The first item in the ToR reads:
“Taking necessary immediate steps to curb illegal activities of social groups violating the law and harmful to the free and peaceful existence of society”. Deliberately vague and undoubtedly dangerous.
The second is a Duterte style instruction to stamp out drug cartels and the drug trade.
The third is:
“Take legal action against persons responsible for illegal and antisocial acts in Sri Lanka while located abroad”.
Don’t miss that the wording palpably includes anti-Gota, anti-military, anti-government and anti-fascist acts.
The authorisation says, “the Task Force may issue instructions to Government Officers and others. They shall comply. I instruct Government Officers and others to provide all possible assistance and full information”.

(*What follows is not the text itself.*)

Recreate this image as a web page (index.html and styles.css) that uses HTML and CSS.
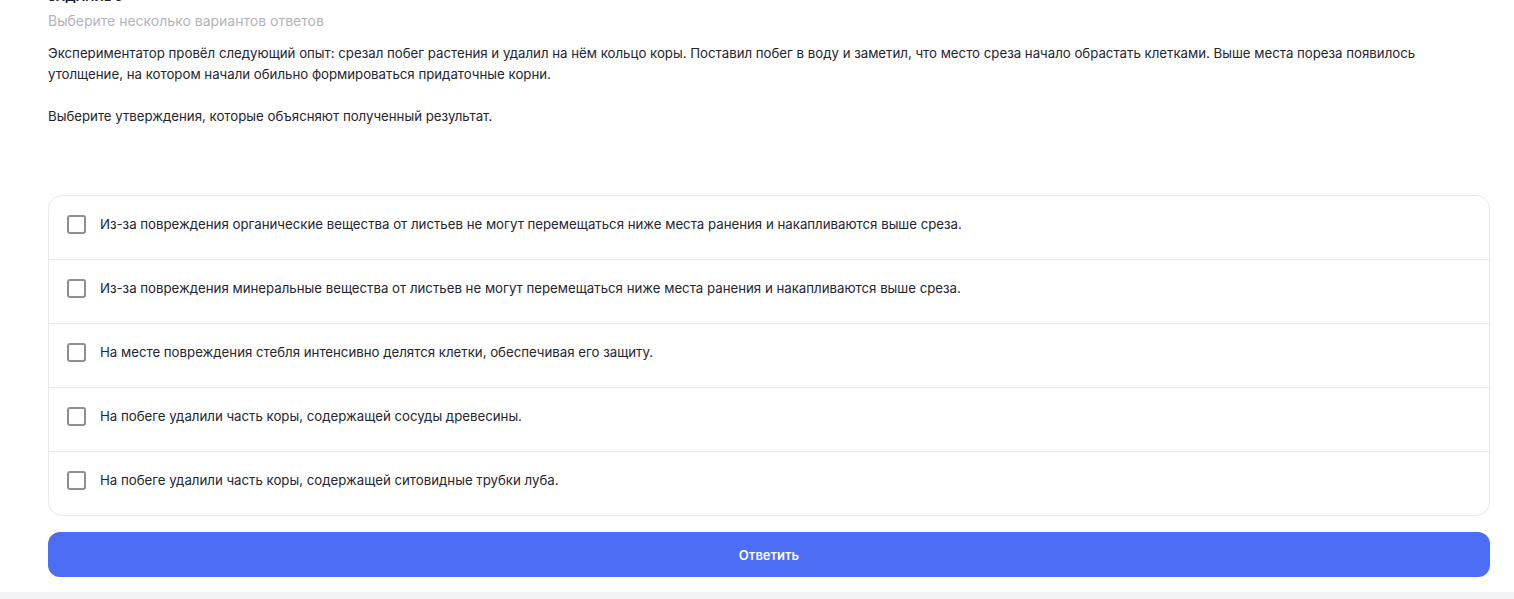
FILE: index.html
```html
<!DOCTYPE html>
<html lang="ru">
<head>
    <meta charset="UTF-8">
    <meta name="viewport" content="width=device-width, initial-scale=1.0">
    <title>Задание 5</title>
    <link rel="stylesheet" href="styles.css">
</head>
<body>
    <div class="task-card">
        <div class="task-number">Задание 5</div>
        <div class="task-hint">Выберите несколько вариантов ответов</div>

        <p class="task-text">
            Экспериментатор провёл следующий опыт: срезал побег растения и удалил на нём кольцо коры. Поставил побег в воду и заметил, что место среза начало обрастать клетками. Выше места пореза появилось утолщение, на котором начали обильно формироваться придаточные корни.<br><br>Выберите утверждения, которые объясняют полученный результат.
        </p>

        <ul class="answers">
            <li class="answer">
                <label><input type="checkbox"><span class="box"></span>Из-за повреждения органические вещества от листьев не могут перемещаться ниже места ранения и накапливаются выше среза.</label>
            </li>
            <li class="answer">
                <label><input type="checkbox"><span class="box"></span>Из-за повреждения минеральные вещества от листьев не могут перемещаться ниже места ранения и накапливаются выше среза.</label>
            </li>
            <li class="answer">
                <label><input type="checkbox"><span class="box"></span>На месте повреждения стебля интенсивно делятся клетки, обеспечивая его защиту.</label>
            </li>
            <li class="answer">
                <label><input type="checkbox"><span class="box"></span>На побеге удалили часть коры, содержащей сосуды древесины.</label>
            </li>
            <li class="answer">
                <label><input type="checkbox"><span class="box"></span>На побеге удалили часть коры, содержащей ситовидные трубки луба.</label>
            </li>
        </ul>

        <button class="submit-btn">Ответить</button>
    </div>
</body>
</html>
```

FILE: styles.css
```css
* {
    margin: 0;
    padding: 0;
    box-sizing: border-box;
}

body {
    font-family: 'Inter', 'Noto Sans', sans-serif;
    font-size: 13.24px;
    color: #24242f;
    background: #f2f2f7;
}

.task-card {
    background: #ffffff;
    margin-top: -13px;
    padding: 0 24px 15px 48px;
}

.task-number {
    font-size: 12px;
    font-weight: 700;
    text-transform: uppercase;
    line-height: 20px;
    letter-spacing: 0.3px;
}

.task-hint {
    font-size: 14px;
    color: #b3b3bd;
    line-height: 20px;
    margin-top: 4px;
}

.task-text {
    line-height: 21px;
    margin-top: 12px;
}

.answers {
    list-style: none;
    margin-top: 68px;
    border: 1px solid #e7e7ee;
    border-radius: 14px;
}

.answer {
    height: 64px;
    border-top: 1px solid #e7e7ee;
}

.answer:first-child {
    border-top: none;
    height: 63px;
}

.answer label {
    display: flex;
    align-items: center;
    height: 100%;
    padding: 0 0 7px 18px;
    gap: 14px;
    cursor: pointer;
}

.answer input {
    display: none;
}

.box {
    width: 19px;
    height: 19px;
    border: 2px solid #8d8d9b;
    border-radius: 3px;
    flex-shrink: 0;
}

.answer input:checked + .box {
    background: #4b6ef5;
    border-color: #4b6ef5;
}

.submit-btn {
    display: block;
    width: 100%;
    height: 45px;
    margin-top: 16px;
    border: none;
    border-radius: 12px;
    background: #4b6ef5;
    color: #ffffff;
    font-family: inherit;
    font-size: 13px;
    font-weight: 600;
    cursor: pointer;
}

.submit-btn:hover {
    background: #3f61e6;
}
```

If I were Professor Gloom I would say the dice is heavily weighted in favour of authoritarianism. The three advantages that Gota holds also ensure election victory, but I hope not 2/3rds. All who want democracy will have to steel themselves for a long fight. This is no time to slacken but to gird-up and draw upon reserves of strength that will be needed when the dictatorship comes unhinged as the economy goes into free fall in the context of global recession. Strengthening the JVP in the next parliament will fortify a force that can oppose Gota’s authoritarian moves. The UNP and the Sajith Group do not have the backbone to stand against Gota.
I am dismayed by frequent thoughtless comments I hear that a Gota dictatorship will make Lanka prosperous “like Singapore”. Rubbish! Singapore was built on strong institutions – a renowned public service, one of Asia’s best educational systems, familiarity with English, abolishing corruption, a judiciary admired for competence in commercial law and elected parliaments that kept the military firmly in place and on a short leash. Most of all, Lee Kwan Yue repudiated racism and created a plural society. In every one of these respects Singapore is the opposite of what a Gota dictatorship will be.
The response of the American people to the murder of George Floyd demonstrates the rugged strength of democracy in that country. It is vastly different from our experiences in Sri Lanka. There has been an outpouring of anger among whites; demonstrations sometimes more white than black; everyone stood up against racial brutality. Over here, contrast the 1983 riots. With the exception of a few brave Sinhalese who stuck their necks out to protect friends and neighbours the disparity is stark. Anything like “Tamil Lives Matter” would have been an unimaginable. And right now, the middle-classes and the masses enjoy and encourage the abominable treatment handed out to Muslims by professionals and the state. We have a long way to go before rejection of racism reaches anything comparable to the mature democracies. There is much racism over there too, of course Floyd’s murder itself shows how bad it still is, but there is gigantic disapproval among the people; not so in Lanka. The boldness of the NY Times headline “Minneapolis Will Dismantle Its Police Force, Council Members Pledge” and the proposal before the American Congress to restructure, defund and reform the police across the country, though eventually less than a third will get done, simply takes one’s breath away.